Walker J accepted STX’s contention that the parties’ intention for the contract to be binding could not ride roughshod over the express words of Clause 4, which required further agreement to be reached between the parties regarding delivery dates. As Walker J put it:
“while I must strive to find an implied term which will save the option agreement, I can only do this consistently with established principles for the implication of terms. If I am driven to the conclusion that the parties must be taken to have intended that either would remain free to agree or disagree about a proposed delivery date as its own perceived interest might dictate, there is no room for an implied term that in the absence of agreement the matter shall be determined by reasonableness”.

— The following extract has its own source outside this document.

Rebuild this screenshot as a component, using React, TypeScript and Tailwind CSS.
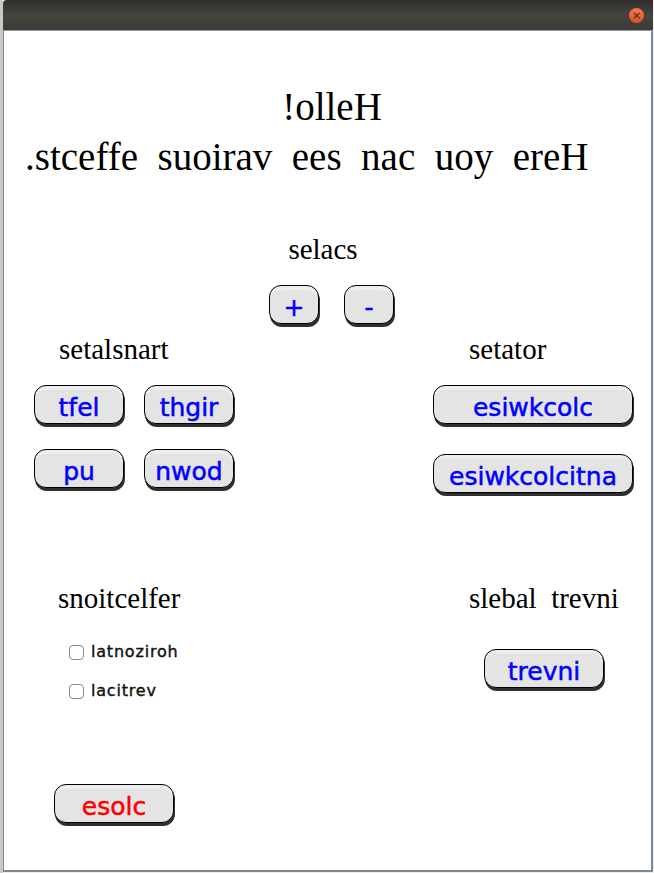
import React from 'react';

const BTN =
  "flex items-center justify-center h-[39px] pt-[6px] rounded-[12px] border border-black bg-[#e4e4e4] shadow-[inset_0_4px_0_#ededed,1px_3px_0_#2f2f2f] font-['DejaVu_Sans',sans-serif] text-[25px] leading-none [-webkit-text-stroke:0.5px]";

function Btn({ label, className = '' }: { label: string; className?: string }) {
  return <div className={`${BTN} ${className}`}>{label}</div>;
}

function Check({ label }: { label: string }) {
  return (
    <div className="flex items-center h-[20px] gap-[7px]">
      <div className="w-[15px] h-[15px] rounded-[4px] border border-[#8a8a8a] bg-white" />
      <span className="font-['DejaVu_Sans',sans-serif] text-[16px] text-[#111] tracking-[0.8px] [-webkit-text-stroke:0.4px]">
        {label}
      </span>
    </div>
  );
}

export default function App() {
  return (
    <div className="w-[654px] h-[873px] flex bg-[#ededed] overflow-hidden font-['Liberation_Serif',serif] text-black">
      {/* desktop strip */}
      <div className="w-[3px] bg-[#c9c9c9]" />

      {/* window */}
      <div className="w-[650px] h-[872px] flex flex-col">
        {/* title bar */}
        <div className="h-[31px] flex items-center justify-end pr-[9px] rounded-tl-[4px] bg-gradient-to-b from-[#2f2e2b] via-[#45443f] to-[#3b3a36] border-b border-[#8e99a4]">
          <div className="w-[15px] h-[15px] mt-[1px] rounded-full bg-gradient-to-b from-[#f47a4f] to-[#dd4f22] flex items-center justify-center text-[#3b2418] text-[11px] leading-none font-['DejaVu_Sans',sans-serif]">
            ×
          </div>
        </div>

        {/* content */}
        <div className="flex-1 bg-white border-l border-r-2 border-b-2 border-l-[#8a8a8a] border-r-[#7b8896] border-b-[#7b8896]">
          {/* heading */}
          <div className="pt-[51px] text-[39px] leading-[50px]">
            <p className="text-center pl-[9px]">!olleH</p>
            <p className="pl-[21px] whitespace-pre">.stceffe  suoirav  ees  nac  uoy  ereH</p>
          </div>

          {/* scales */}
          <p className="mt-[51px] text-center pr-[9px] text-[29px] leading-[32px]">selacs</p>
          <div className="mt-[20px] flex justify-center gap-[25px] pl-[8px]">
            <Btn label="+" className="w-[50px] text-[#0000ff]" />
            <Btn label="-" className="w-[50px] text-[#0000ff]" />
          </div>

          {/* translates / rotates */}
          <div className="mt-[9px] grid grid-cols-[399px_201px] pl-[30px] items-start">
            <div>
              <p className="pl-[25px] text-[29px] leading-[32px]">setalsnart</p>
              <div className="mt-[20px] grid grid-cols-[90px_90px] gap-x-[20px] gap-y-[25px]">
                <Btn label="tfel" className="text-[#0000ff]" />
                <Btn label="thgir" className="text-[#0000ff]" />
                <Btn label="pu" className="text-[#0000ff]" />
                <Btn label="nwod" className="text-[#0000ff]" />
              </div>
            </div>
            <div>
              <p className="pl-[36px] text-[29px] leading-[32px]">setator</p>
              <div className="mt-[20px] flex flex-col gap-[30px]">
                <Btn label="esiwkcolc" className="w-[200px] text-[#0000ff]" />
                <Btn label="esiwkcolcitna" className="w-[200px] text-[#0000ff]" />
              </div>
            </div>
          </div>

          {/* reflections / invert */}
          <div className="mt-[89px] grid grid-cols-[399px_201px] pl-[30px] items-start">
            <div>
              <p className="pl-[24px] text-[29px] leading-[32px]">snoitcelfer</p>
              <div className="mt-[28px] pl-[35px] flex flex-col gap-[19px]">
                <Check label="latnoziroh" />
                <Check label="lacitrev" />
              </div>
            </div>
            <div>
              <p className="pl-[36px] text-[29px] leading-[32px] whitespace-pre">slebal  trevni</p>
              <div className="mt-[35px] pl-[51px]">
                <Btn label="trevni" className="w-[120px] text-[#0000ff]" />
              </div>
            </div>
          </div>

          {/* close */}
          <div className="mt-[83px] pl-[50px]">
            <Btn label="esolc" className="w-[120px] text-[#ff0000]" />
          </div>
        </div>
      </div>
    </div>
  );
}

Walker J noted the crucial distinction between agreeing to use best efforts to achieve a particular result, and agreeing to use best efforts to agree an essential term of the contract. A term to use best efforts to deliver on an agreed date would be enforceable, but a term to use best efforts to agree the delivery date would be uncertain and not capable of being enforced. Here the term fell into the latter category.
Implying a standard of reasonableness could not save the bargain, as there were no set criteria by which the court could judge what was reasonable.